Before they answer, they should consider this from WDDE:

Gov. Jack Markell’s (D) approval ratings have dropped significantly over the past year and a half, now standing just below 50 percent. Last September, a University of Delaware poll found 55 percent of Delawareans viewed Markell favorably. But new figures from Public Policy Polling out of Raleigh, North Carolina show that number dipped slightly to 49 percent – with 19 percent strongly approving of his job performance and 30 percent somewhat approving of it.

That’s a large skid from a similar UD poll conducted September 2013 where 62 percent of state residents approved of Markell. The governor has put forth several controversial measures during that time. His Priority Schools plan sparked fierce backlash from the Christina and Red Clay School Districts, while last year’s gas tax proposal fell flat with state lawmakers and voters alike. The most recent poll conducted last week found that approval of Delaware’s General Assembly tracked a bit higher at 52 percent.
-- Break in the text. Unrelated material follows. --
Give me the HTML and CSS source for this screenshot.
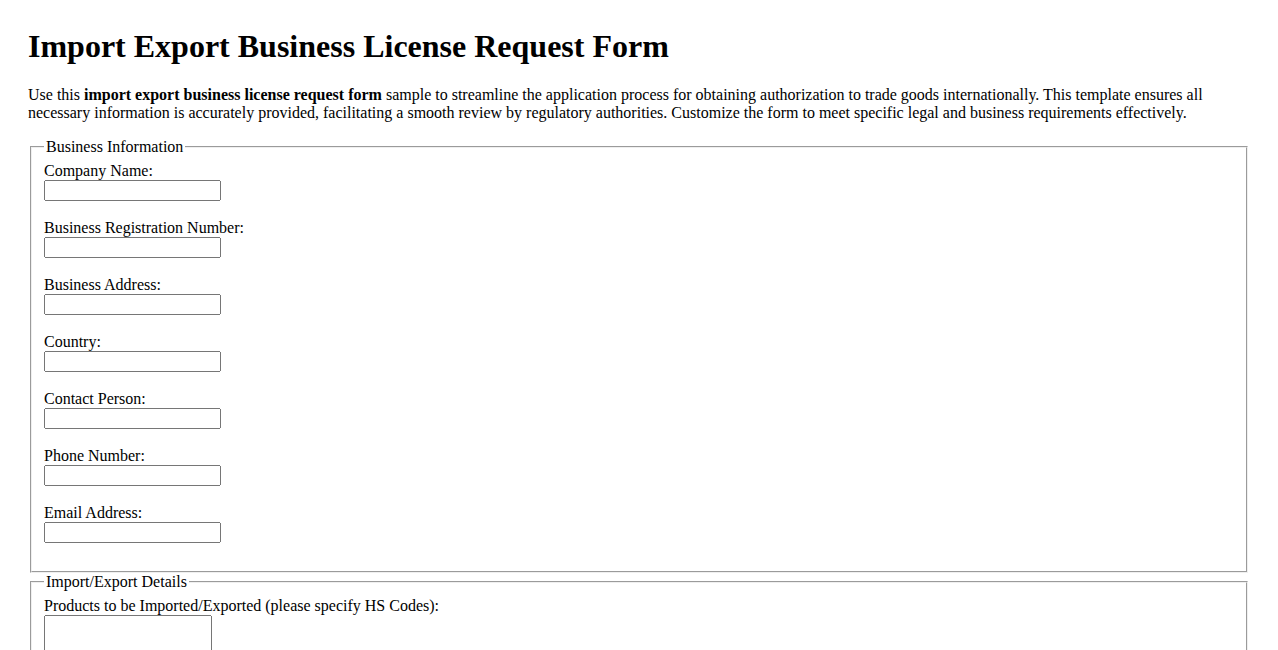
FILE: index.html
```html
<!DOCTYPE html>
<html lang="en">
<head>
<meta charset="utf-8">
<title>Import Export Business License Request Form</title>
<link rel="stylesheet" href="styles.css">
</head>
<body>
<h1 class="page-title">Import Export Business License Request Form</h1>
<p>Use this <strong>import export business license request form</strong> sample to streamline the application process for obtaining authorization to trade goods internationally. This template ensures all necessary information is accurately provided, facilitating a smooth review by regulatory authorities. Customize the form to meet specific legal and business requirements effectively.</p>
<form class="license-form">
  <fieldset>
    <legend>Business Information</legend>
    <label for="company">Company Name:</label><br>
    <input type="text" id="company" name="company"><br><br>
    <label for="regno">Business Registration Number:</label><br>
    <input type="text" id="regno" name="regno"><br><br>
    <label for="address">Business Address:</label><br>
    <input type="text" id="address" name="address"><br><br>
    <label for="country">Country:</label><br>
    <input type="text" id="country" name="country"><br><br>
    <label for="contact">Contact Person:</label><br>
    <input type="text" id="contact" name="contact"><br><br>
    <label for="phone">Phone Number:</label><br>
    <input type="tel" id="phone" name="phone"><br><br>
    <label for="email">Email Address:</label><br>
    <input type="email" id="email" name="email"><br><br>
  </fieldset>
  <fieldset>
    <legend>Import/Export Details</legend>
    <label for="products">Products to be Imported/Exported (please specify HS Codes):</label><br>
    <textarea id="products" name="products"></textarea><br><br>
    <label for="markets">Target Countries/Markets:</label><br>
    <input type="text" id="markets" name="markets"><br><br>
    <label for="volume">Estimated Annual Trade Volume:</label><br>
    <input type="text" id="volume" name="volume"><br><br>
  </fieldset>
  <fieldset>
    <legend>Declaration</legend>
    <input type="checkbox" id="agree" name="agree">
    <label for="agree">I declare that the information provided is true and correct.</label><br><br>
    <input type="submit" value="Submit Request">
  </fieldset>
</form>
</body>
</html>
```

FILE: styles.css
```css
body {
  margin: 28px;
  font-family: "Liberation Serif", "Times New Roman", serif;
  font-size: 16px;
  color: #000;
  background: #fff;
}

.page-title {
  margin-top: 0;
}

.license-form input[type="text"],
.license-form input[type="tel"],
.license-form input[type="email"] {
  width: 177px;
  height: 21px;
  box-sizing: border-box;
}

.license-form textarea {
  width: 168px;
  height: 50px;
  box-sizing: border-box;
}
```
Jack Markell has nothing to lose. He will not face the voters again. General Assembly Democrats will, some of them in less than 18 months. Markell’s numbers are going to continue to fall so long as he continues with his disastrous education policies. Democrats in the General Assembly would do well to separate themselves from him now, lest their poll numbers follow the Governor’s into negative territory.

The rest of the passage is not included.